Le quotidien Al-Shorouk se consacre, lui, à sonder les pronostics des prochaines élections présidentielles. « Bien que toutes les sources proches du général Al-Sissi affirment qu’il a l’intention de se présenter à ces élections, d’autres sources parlent de plan B dans le cas contraire. Ils parlent du président actuel Adly Mansour, mais ses chances sont infimes, car il est le symbole de l’éviction de Mohamad Morsi. Mais le coût de la candidature d’Al-Sissi sera plus élevé sur le plan intérieur et international, surtout au regard des pressions américaines, même si l’Arabie saoudite et les Emirats font des efforts pour les conjurer », disent les sources. Le journal fait état de noms qui n’ont sur le plan de la réalité aucune chance de gagner ces élections, comme celui de Sélim Al-Awa, avocat et chef du groupe d’avocats chargés de la défense de Mohamad Morsi!

Dans le même journal, l’analyste et ex-député au Parlement, Amr Hamzawi, écrit dans un autre son de cloche qui n’est pas sans soulever de multiples critiques : « Entre 1952 et 2011, les élites égyptiennes au pouvoir ont eu recours à l’éviction du citoyen de l’espace public en violant les droits de l’homme (en construisant un mur de la peur), ou en réglementant la présence du citoyen en l’invoquant dans des foules de soutien pour légitimer une acceptation sociale pour ensuite se débarrasser de ces foules dès la fin de la mission. La rue est ainsi monopolisée au profit des élites et de leurs politiques auxquelles le citoyen sera soumis. Cela a toujours été accompagné de procédures constitutionnelles et juridiques oppressives qui incriminent toute manifestation du citoyen opposant dans la rue, taxant son opposition d’atteinte à la sécurité nationale».
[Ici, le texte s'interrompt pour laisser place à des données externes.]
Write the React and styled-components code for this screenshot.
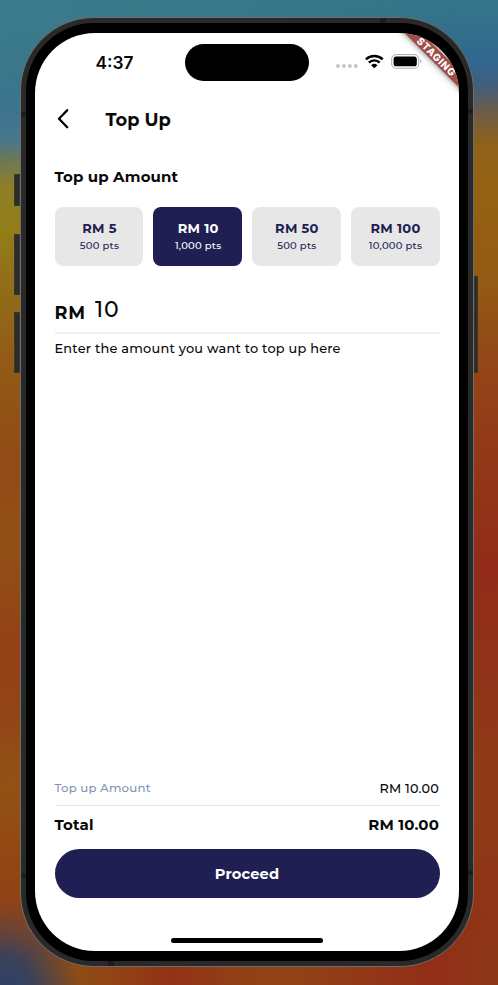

L’auteur ajoute que depuis 2011, avec le Conseil suprême militaire, en passant par les Frères musulmans et leurs alliés « jusqu’à la composante militaro-sécuritaire issue du 3 juillet 2013, ces groupes tentent de récupérer l’espace public à travers une double stratégie : d’abord exiler le citoyen opposant et invoquer les foules pour se donner de la légitimité. Et cette stratégie est liée à un recours aux pratiques répressives et aux législations restrictives de libertés».